start Record list
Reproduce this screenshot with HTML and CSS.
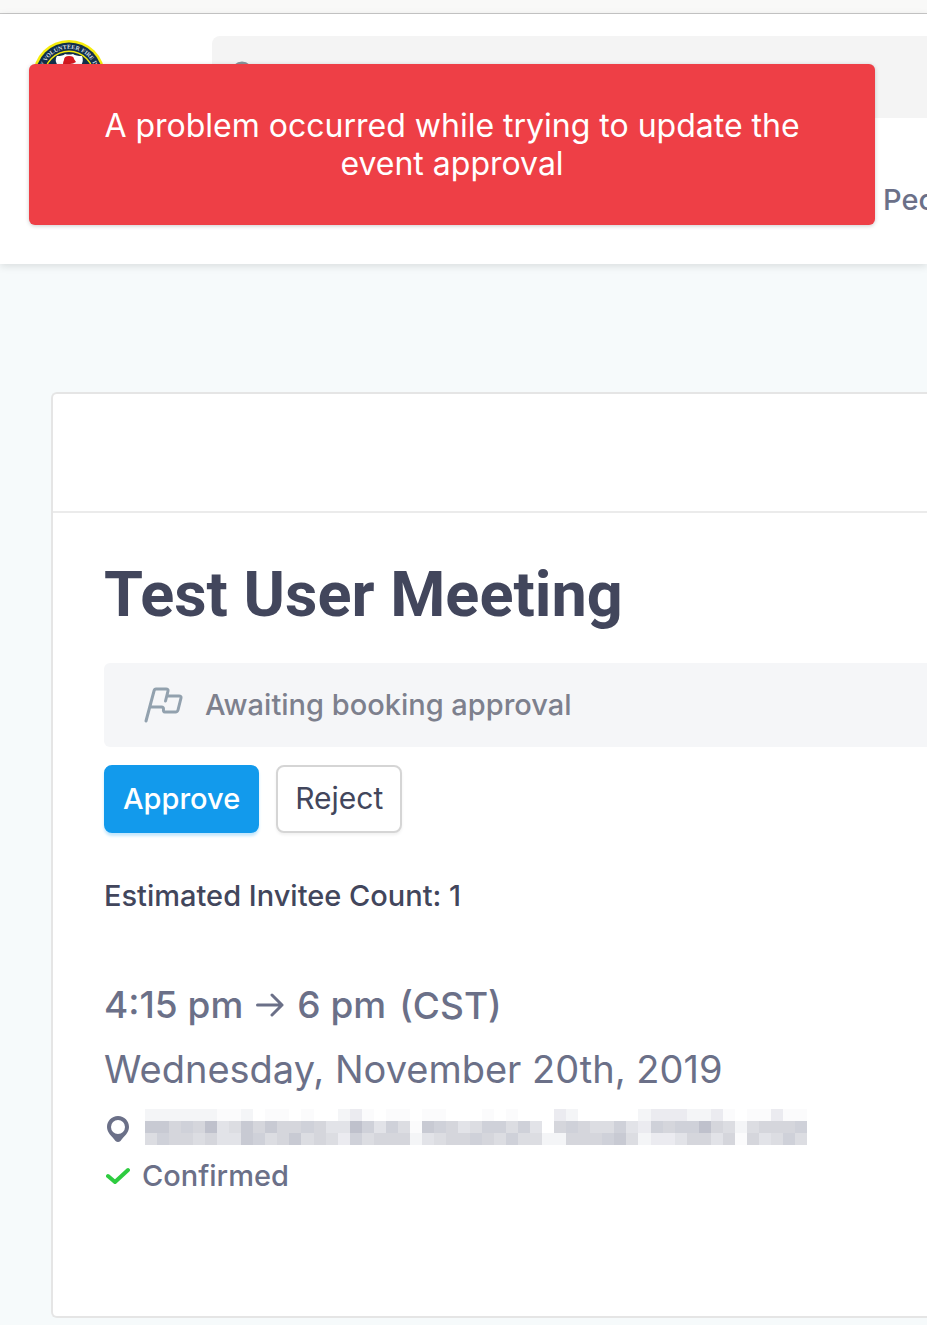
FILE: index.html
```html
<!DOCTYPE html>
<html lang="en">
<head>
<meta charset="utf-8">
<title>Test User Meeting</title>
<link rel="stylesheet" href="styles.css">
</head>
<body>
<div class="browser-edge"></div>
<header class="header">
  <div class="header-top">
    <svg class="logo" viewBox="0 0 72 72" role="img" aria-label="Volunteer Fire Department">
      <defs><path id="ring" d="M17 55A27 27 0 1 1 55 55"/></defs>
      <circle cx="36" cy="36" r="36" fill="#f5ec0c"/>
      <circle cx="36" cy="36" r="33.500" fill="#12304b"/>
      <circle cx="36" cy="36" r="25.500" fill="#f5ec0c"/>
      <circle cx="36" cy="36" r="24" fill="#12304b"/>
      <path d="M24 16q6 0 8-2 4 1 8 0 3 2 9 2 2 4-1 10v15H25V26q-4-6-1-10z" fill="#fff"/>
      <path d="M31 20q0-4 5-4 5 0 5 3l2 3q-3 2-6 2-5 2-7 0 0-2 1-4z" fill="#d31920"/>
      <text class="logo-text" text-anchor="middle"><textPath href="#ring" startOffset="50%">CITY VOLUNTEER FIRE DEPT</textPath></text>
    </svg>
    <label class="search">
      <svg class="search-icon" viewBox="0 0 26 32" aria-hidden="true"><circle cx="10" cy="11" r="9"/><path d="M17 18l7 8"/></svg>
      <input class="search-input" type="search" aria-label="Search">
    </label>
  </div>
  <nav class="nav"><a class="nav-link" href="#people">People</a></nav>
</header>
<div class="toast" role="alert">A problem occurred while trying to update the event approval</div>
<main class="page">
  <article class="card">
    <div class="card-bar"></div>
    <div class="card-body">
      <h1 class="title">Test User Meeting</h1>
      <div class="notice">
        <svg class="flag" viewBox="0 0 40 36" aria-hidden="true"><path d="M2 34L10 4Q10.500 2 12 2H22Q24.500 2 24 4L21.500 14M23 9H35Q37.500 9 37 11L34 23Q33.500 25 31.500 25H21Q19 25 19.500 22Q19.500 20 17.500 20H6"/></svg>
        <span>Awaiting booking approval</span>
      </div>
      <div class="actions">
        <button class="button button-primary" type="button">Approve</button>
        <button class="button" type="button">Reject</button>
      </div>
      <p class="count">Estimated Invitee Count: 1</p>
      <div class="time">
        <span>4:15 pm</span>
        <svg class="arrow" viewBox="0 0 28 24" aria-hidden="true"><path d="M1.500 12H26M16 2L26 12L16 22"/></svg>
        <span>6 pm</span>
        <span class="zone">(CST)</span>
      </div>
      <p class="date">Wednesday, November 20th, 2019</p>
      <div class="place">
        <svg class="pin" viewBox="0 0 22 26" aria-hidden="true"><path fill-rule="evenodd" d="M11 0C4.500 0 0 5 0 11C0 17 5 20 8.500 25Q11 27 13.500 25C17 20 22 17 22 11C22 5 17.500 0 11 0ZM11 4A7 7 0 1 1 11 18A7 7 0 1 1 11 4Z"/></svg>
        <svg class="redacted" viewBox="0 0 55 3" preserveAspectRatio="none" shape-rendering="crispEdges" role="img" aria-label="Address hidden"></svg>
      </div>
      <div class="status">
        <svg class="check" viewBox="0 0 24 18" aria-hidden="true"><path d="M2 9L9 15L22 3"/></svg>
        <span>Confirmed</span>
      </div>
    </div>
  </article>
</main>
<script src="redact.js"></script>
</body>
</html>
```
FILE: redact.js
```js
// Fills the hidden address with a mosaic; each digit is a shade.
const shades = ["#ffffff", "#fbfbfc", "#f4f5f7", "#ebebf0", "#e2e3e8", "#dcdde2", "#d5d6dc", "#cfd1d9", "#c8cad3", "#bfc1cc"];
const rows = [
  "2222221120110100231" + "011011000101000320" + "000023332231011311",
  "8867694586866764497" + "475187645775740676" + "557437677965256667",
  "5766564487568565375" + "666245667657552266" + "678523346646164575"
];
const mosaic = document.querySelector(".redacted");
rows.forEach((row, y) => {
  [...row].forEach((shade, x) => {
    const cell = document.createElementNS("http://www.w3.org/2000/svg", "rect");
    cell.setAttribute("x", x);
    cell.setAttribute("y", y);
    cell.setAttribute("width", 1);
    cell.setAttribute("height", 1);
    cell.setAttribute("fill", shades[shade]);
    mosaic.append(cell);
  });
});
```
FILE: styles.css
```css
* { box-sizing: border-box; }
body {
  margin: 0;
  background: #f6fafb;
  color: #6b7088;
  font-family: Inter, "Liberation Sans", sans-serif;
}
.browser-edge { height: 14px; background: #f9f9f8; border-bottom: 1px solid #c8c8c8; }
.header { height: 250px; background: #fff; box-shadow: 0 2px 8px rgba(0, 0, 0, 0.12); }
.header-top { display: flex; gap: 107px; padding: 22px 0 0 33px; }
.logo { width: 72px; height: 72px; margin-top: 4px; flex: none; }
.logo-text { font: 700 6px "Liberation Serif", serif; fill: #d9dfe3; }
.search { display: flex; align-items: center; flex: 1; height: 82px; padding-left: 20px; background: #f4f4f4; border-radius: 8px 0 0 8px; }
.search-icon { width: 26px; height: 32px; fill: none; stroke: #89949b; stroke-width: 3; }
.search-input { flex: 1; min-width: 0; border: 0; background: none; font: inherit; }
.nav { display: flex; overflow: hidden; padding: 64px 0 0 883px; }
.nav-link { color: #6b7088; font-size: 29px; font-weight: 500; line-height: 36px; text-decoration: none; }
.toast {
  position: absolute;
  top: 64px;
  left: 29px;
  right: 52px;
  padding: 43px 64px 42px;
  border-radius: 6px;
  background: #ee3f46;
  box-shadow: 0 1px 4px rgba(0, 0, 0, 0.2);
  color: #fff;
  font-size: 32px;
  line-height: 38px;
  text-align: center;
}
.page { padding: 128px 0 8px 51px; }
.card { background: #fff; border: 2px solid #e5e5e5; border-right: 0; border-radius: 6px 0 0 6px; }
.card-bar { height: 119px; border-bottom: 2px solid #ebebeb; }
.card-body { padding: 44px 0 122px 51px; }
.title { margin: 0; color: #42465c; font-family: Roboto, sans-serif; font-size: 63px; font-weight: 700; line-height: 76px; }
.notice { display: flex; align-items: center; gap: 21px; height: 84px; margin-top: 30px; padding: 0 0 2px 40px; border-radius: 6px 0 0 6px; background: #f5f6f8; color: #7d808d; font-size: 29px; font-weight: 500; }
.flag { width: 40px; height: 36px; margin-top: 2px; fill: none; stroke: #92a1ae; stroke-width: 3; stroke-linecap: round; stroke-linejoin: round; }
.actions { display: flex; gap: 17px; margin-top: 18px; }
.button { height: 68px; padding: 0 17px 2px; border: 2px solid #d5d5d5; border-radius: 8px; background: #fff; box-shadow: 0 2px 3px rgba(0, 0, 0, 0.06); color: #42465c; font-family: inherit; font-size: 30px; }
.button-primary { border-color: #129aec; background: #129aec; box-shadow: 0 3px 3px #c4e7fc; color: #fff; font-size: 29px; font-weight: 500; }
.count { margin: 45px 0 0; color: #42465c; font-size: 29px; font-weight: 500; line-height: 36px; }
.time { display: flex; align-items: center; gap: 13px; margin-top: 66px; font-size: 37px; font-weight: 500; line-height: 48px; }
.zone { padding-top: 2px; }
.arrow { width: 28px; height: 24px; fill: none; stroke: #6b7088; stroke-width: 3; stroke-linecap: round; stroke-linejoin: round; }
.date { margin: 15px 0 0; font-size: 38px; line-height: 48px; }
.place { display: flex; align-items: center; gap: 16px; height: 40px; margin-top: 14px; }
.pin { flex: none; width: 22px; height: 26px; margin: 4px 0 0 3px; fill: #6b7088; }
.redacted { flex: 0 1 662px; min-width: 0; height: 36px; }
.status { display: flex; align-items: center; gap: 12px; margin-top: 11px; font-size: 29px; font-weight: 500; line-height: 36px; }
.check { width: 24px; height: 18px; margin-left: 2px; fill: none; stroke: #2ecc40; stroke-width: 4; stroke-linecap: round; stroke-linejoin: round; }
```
end Record list
start Record list
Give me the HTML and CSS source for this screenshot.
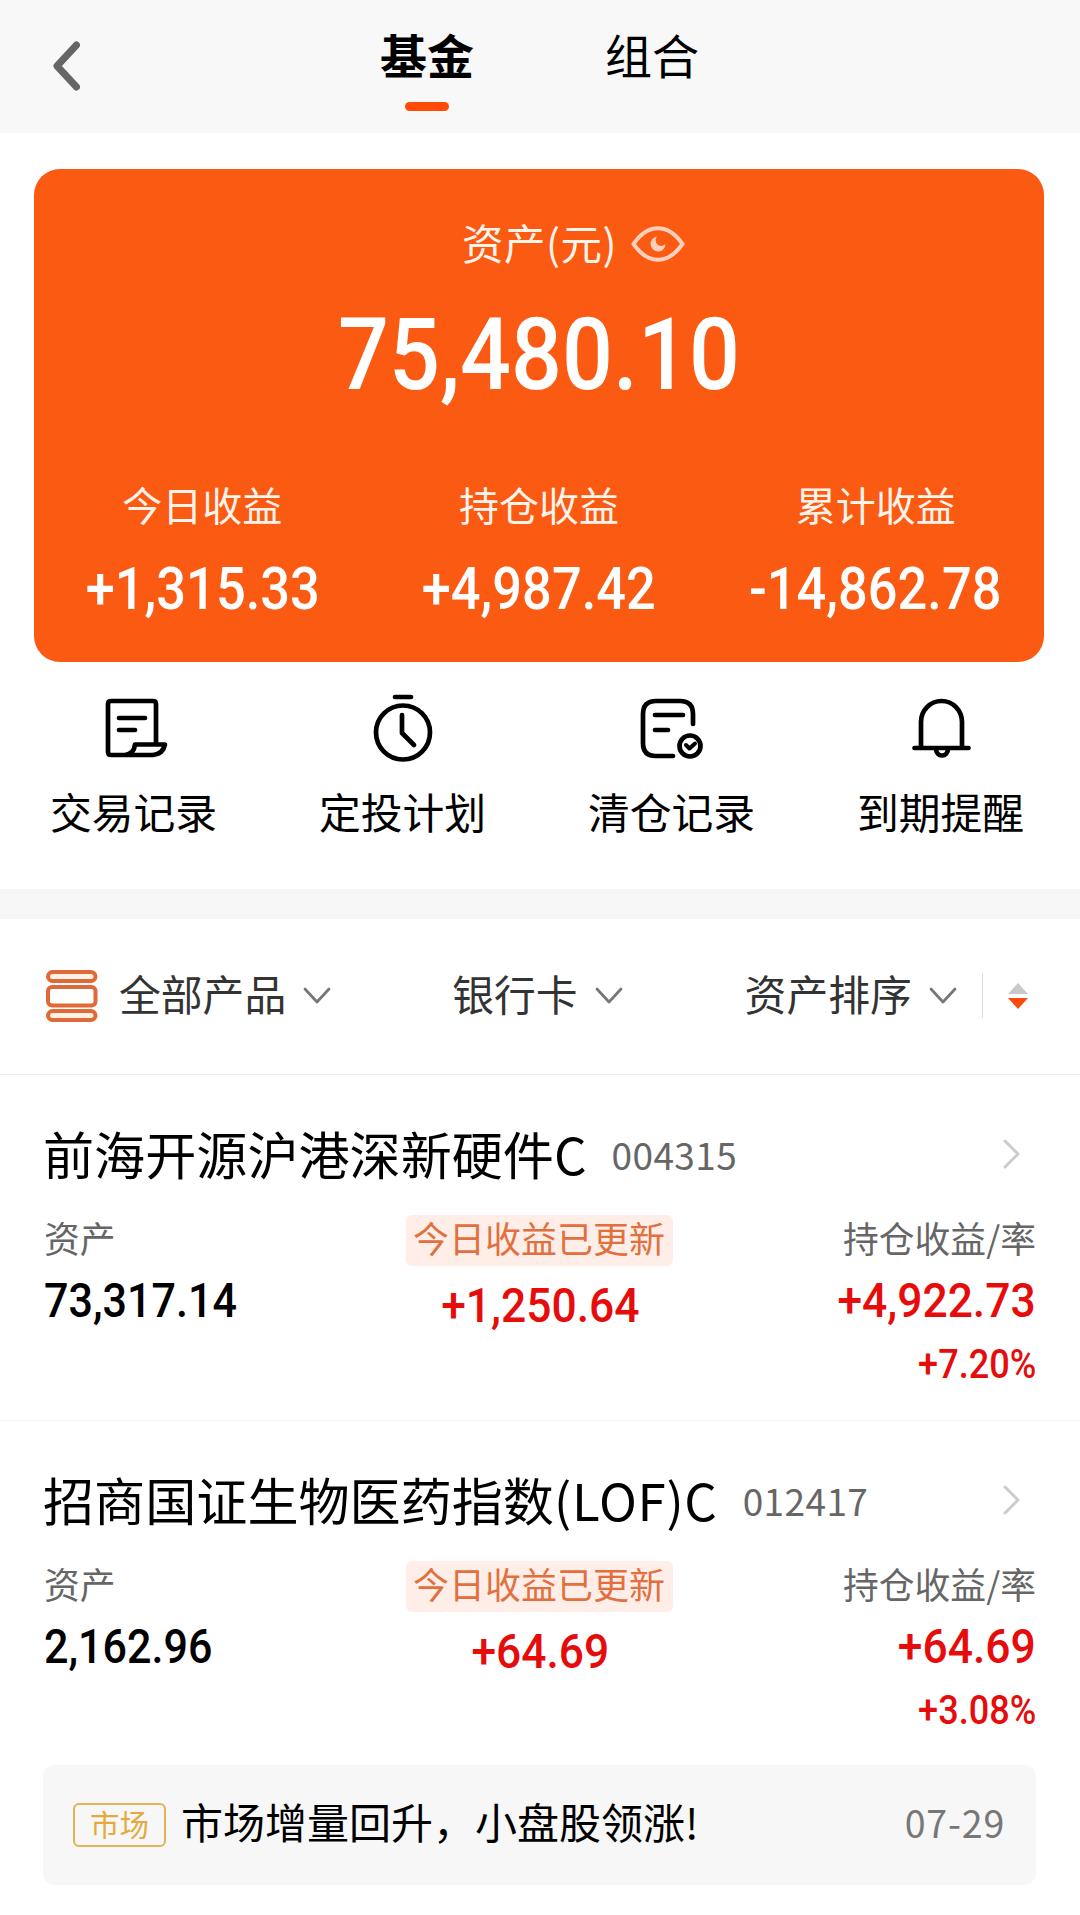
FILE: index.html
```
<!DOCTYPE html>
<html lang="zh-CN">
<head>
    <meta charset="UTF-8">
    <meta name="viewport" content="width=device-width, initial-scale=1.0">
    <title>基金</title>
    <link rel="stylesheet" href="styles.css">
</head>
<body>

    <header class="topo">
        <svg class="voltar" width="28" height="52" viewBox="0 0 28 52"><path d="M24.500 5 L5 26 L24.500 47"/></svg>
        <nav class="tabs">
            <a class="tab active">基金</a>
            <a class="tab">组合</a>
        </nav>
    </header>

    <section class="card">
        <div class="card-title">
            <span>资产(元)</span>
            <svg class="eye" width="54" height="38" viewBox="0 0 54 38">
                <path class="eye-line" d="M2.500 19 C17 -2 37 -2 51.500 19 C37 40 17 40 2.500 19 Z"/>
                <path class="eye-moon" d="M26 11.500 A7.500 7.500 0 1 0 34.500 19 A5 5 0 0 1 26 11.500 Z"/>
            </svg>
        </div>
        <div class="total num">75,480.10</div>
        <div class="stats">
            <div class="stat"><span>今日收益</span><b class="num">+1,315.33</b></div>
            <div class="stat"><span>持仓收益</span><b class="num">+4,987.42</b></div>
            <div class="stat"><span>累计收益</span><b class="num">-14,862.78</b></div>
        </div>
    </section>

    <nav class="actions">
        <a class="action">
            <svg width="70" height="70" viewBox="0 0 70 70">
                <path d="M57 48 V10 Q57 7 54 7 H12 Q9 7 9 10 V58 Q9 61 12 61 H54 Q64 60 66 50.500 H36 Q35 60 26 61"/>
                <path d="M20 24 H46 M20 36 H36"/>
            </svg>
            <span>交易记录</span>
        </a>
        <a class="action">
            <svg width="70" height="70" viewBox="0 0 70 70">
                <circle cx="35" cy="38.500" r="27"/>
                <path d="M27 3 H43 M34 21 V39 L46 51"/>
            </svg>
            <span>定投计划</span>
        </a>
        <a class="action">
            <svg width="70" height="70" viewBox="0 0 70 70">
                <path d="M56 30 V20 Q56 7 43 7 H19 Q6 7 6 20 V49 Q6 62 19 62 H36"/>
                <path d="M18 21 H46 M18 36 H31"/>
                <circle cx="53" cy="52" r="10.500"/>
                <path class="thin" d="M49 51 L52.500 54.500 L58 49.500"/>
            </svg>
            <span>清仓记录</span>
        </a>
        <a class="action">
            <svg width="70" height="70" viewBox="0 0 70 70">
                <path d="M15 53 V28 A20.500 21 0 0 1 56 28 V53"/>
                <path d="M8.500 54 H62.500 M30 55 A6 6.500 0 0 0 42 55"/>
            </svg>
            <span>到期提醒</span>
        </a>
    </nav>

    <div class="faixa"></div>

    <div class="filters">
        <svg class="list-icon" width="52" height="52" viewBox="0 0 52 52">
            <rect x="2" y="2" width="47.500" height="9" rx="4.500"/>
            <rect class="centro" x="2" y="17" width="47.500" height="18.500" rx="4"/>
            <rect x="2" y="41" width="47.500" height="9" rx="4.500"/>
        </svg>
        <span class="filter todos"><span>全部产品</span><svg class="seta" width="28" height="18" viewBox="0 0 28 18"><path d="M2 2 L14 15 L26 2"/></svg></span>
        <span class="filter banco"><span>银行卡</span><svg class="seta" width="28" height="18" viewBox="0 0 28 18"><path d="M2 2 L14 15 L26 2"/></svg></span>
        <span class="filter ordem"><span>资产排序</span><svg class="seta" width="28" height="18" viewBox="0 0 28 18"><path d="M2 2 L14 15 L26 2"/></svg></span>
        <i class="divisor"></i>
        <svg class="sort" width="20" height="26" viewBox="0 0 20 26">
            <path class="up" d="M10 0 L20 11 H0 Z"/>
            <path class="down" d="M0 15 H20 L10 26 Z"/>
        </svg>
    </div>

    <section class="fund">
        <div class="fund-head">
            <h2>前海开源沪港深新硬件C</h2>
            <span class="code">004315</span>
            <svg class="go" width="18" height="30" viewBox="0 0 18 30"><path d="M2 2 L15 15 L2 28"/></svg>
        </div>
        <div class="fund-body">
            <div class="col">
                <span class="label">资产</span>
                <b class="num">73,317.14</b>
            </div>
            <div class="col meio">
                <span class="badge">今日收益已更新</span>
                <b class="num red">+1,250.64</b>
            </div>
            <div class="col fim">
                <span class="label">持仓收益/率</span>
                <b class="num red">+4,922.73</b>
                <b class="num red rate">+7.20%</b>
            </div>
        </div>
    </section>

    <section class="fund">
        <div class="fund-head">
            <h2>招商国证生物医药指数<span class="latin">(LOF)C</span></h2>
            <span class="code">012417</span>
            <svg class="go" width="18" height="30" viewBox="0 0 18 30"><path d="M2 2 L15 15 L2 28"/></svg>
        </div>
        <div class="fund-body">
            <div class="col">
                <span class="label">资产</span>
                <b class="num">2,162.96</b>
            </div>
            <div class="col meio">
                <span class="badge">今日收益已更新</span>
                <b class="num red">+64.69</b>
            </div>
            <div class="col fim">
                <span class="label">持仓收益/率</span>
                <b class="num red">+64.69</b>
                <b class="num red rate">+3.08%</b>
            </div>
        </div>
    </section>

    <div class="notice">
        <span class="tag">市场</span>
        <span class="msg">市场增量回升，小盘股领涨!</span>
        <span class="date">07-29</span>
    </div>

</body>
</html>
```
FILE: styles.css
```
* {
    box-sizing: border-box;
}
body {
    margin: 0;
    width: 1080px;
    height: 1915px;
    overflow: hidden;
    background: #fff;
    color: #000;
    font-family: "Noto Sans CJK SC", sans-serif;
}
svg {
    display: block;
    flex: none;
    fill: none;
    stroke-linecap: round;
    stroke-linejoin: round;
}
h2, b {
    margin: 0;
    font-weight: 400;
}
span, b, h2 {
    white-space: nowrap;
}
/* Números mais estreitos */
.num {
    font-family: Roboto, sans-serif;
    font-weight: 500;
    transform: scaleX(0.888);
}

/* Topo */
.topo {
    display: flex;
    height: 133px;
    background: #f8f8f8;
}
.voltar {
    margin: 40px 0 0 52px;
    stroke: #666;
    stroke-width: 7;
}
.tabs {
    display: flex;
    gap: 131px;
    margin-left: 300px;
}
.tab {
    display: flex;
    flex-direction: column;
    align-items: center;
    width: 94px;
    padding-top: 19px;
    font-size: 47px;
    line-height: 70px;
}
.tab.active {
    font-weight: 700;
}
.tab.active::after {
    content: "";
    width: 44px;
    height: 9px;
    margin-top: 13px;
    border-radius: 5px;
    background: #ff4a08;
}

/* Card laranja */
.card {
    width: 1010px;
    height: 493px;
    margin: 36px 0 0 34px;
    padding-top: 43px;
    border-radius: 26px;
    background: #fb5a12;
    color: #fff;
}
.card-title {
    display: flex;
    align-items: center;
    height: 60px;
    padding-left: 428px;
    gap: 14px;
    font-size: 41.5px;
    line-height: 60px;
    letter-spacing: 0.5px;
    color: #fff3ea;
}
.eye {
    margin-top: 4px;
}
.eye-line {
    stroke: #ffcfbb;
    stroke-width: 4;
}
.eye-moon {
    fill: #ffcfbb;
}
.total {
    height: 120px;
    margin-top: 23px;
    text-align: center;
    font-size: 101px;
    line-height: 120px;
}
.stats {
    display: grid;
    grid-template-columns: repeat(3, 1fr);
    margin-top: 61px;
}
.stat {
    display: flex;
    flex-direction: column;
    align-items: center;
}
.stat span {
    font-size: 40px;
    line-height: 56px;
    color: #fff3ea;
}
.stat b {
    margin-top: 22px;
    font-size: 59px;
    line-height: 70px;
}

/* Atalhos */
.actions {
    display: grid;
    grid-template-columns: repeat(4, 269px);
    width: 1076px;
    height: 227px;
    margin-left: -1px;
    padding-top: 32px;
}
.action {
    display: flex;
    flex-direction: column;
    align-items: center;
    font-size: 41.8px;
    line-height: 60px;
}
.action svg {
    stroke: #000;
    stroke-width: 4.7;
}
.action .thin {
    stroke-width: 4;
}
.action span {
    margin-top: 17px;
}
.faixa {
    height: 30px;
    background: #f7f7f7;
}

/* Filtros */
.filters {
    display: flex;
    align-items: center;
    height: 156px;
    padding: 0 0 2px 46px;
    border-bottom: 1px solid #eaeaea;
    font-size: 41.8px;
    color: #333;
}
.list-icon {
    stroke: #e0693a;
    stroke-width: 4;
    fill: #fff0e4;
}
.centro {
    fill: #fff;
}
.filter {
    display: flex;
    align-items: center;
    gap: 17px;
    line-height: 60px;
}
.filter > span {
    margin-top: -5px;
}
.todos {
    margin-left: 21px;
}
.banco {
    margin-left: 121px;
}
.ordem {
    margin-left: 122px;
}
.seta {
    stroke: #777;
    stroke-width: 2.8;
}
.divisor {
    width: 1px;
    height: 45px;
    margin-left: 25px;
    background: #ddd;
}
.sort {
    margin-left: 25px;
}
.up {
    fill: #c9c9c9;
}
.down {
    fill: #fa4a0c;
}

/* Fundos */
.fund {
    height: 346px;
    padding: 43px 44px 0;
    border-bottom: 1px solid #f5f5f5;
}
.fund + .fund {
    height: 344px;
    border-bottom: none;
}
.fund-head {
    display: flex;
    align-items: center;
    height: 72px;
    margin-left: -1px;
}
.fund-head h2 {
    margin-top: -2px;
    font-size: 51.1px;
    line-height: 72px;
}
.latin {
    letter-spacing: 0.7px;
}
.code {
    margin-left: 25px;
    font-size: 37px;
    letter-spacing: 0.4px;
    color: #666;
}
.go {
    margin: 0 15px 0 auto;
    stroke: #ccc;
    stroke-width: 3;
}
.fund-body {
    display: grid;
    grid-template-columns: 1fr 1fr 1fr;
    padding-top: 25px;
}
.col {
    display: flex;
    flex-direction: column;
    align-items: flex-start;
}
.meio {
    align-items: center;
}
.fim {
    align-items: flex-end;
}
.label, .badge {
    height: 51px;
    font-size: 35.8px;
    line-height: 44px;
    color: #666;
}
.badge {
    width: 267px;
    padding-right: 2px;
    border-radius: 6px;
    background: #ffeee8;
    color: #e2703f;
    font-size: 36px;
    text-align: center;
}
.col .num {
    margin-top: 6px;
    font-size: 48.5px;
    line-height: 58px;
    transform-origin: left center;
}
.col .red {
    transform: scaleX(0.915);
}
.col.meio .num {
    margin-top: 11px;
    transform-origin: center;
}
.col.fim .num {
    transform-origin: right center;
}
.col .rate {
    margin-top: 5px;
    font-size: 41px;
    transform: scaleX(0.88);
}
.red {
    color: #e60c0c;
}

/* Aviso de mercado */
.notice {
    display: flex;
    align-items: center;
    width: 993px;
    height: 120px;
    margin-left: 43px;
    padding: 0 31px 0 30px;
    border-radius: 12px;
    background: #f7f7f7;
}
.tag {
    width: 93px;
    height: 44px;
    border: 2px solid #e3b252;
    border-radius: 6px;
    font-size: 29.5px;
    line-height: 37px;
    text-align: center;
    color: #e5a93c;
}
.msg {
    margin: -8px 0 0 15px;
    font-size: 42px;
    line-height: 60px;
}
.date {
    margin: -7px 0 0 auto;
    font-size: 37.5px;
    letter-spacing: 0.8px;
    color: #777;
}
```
end Record list
### What is needed
Copy each line above containing the string "with".

### Final answer
Reproduce this screenshot with HTML and CSS.
// Fills the hidden address with a mosaic; each digit is a shade.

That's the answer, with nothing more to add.